We were a group of 15 people, doing all sorts of different projects. There was a surveyor, a mechanic, a penguin rancher, a fish scientist, a carpenter, and even a helicopter pilot. I was the only balloon person, the rest of my group had done this course before. The instructor was a knowledgeable outdoorsman, with plenty of winter camping experience. We loaded the Nod-well, a torturously slow vehicle built for the Navy many years ago that puts you to sleep as it rocks. We drove 45 minutes out to the ice shelf and set up camp there. We were instructed on how to light a stove, how to build a snow wall, and how to set up a Scott tent. We were given dehydrated food and left for the rest of the day and night. It was a good time to enjoy the cold, the blowing snow made you feel you were really far away from civilization, but in reality it was a short but cold walk back if we had opted out. I slept in a good mountain tent with toasty toes. On the advice of others, I changed my socks before going to sleep, and that made all the difference, the bunny boots sweat and make your socks wet which can cool your feet fast if left on. In the morning we went through survival scenarios. We learned to set up a field radio and antenna. The weirdest thing was when they stuck buckets on our heads and told us to find a lost person using only ourselves and a fifty foot rope. If you have not been tied together with ropes before, it presents a very interesting communication challenge when all you can do is tug. All in all, it was a happy camp, and a great excuse to go outside.

We launched another large balloon over the weekend and tomorrow we are scheduled to pick up balloons by helicopter. That will be interesting and fun!


Loading up the Nod-Well


Marching out to camp


Setting up a Scott tent. This shape of tent can survive very high winds, and it can hold four people. There is a small vent at the top, the entrance is snow proofed with canvass.

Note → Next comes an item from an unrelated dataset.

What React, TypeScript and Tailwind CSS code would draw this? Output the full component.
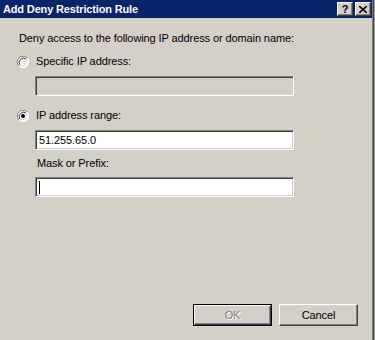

Cutting a snow block with a saw. They are much easier to lift out in one piece than I would have imagined.


A completed wall, note the direction of the wind.


This finely made trench was built by the carpenter. It is a great way to make a shelter if you do not have a tent.


The view of our camp.


Another way to build a shelter is to dig a deep trench and then go sideways. This shelter has two sleeping berths. It is a warm and quiet place to be in a storm but it takes a considerable amount of time and energy to dig so much snow.


Me hauling some of our gear in the morning


A picture of the ice cracks we see from camp.


Setting up the field radio. To tune a station you shorten the length of the antenna. This radio is capable of reaching the South Pole.


Trying to locate a "lost" person using a rope. The buckets are there to simulate a white-out. In a true white out you may not see past your arms. This may look silly but it was a real eye opener, mostly because it is difficult to communicate to everyone on a rope. It is quintessential network theory in action.